Hbase(二)【shell操作】

一.基础操作
- 1.进入shell命令行
- 2.帮助查看命令
二.命名空间操作
三.表操作
四.数据操作
五.总结

一.基础操作

1.进入shell命令行

bin/hbase shell

[hadoop@hadoop102 hbase]$ bin/hbase shell

SLF4J: Class path contains multiple SLF4J bindings.

SLF4J: Found binding in [jar:file:/opt/module/hbase/lib/slf4j-log4j12-1.7.25.jar!/org/slf4j/impl/StaticLoggerBinder.class]

SLF4J: Found binding in [jar:file:/opt/module/hadoop-3.1.3/share/hadoop/common/lib/slf4j-log4j12-1.7.25.jar!/org/slf4j/impl/StaticLoggerBinder.class]

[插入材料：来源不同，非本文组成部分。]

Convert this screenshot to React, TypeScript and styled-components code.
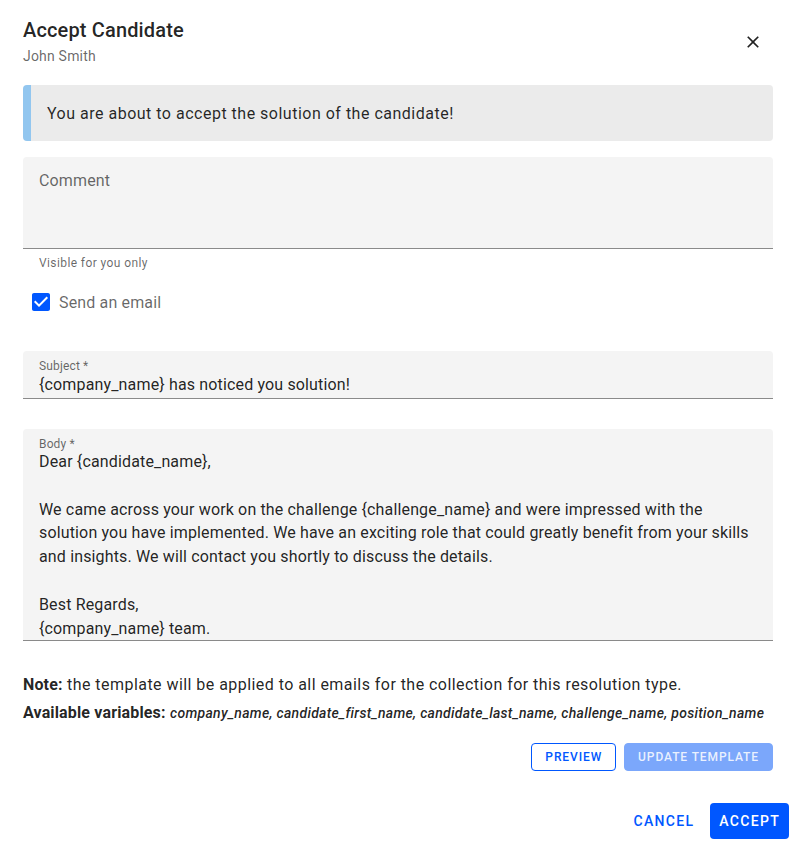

SLF4J: See http://www.slf4j.org/codes.html#multiple_bindings for an explanation.

SLF4J: Actual binding is of type [org.slf4j.impl.Log4jLoggerFactory]

HBase Shell

Use "help" to get list of supported commands.

Use "exit" to quit this interactive shell.

For Reference, please visit: http://hbase.apache.org/2.0/book.html#shell

Version 2.0.5, r76458dd074df17520ad451ded198cd832138e929, Mon Mar 18 00:41:49 UTC 2019

Took 0.0064 seconds

2.帮助查看命令

hbase(main):001:0> help

HBase Shell, version 2.0.5, r76458dd074df17520ad451ded198cd832138e929, Mon Mar 18 00:41:49 UTC 2019

Type 'help "COMMAND"', (e.g. 'help "get"' -- the quotes are necessary) for help on a specific command.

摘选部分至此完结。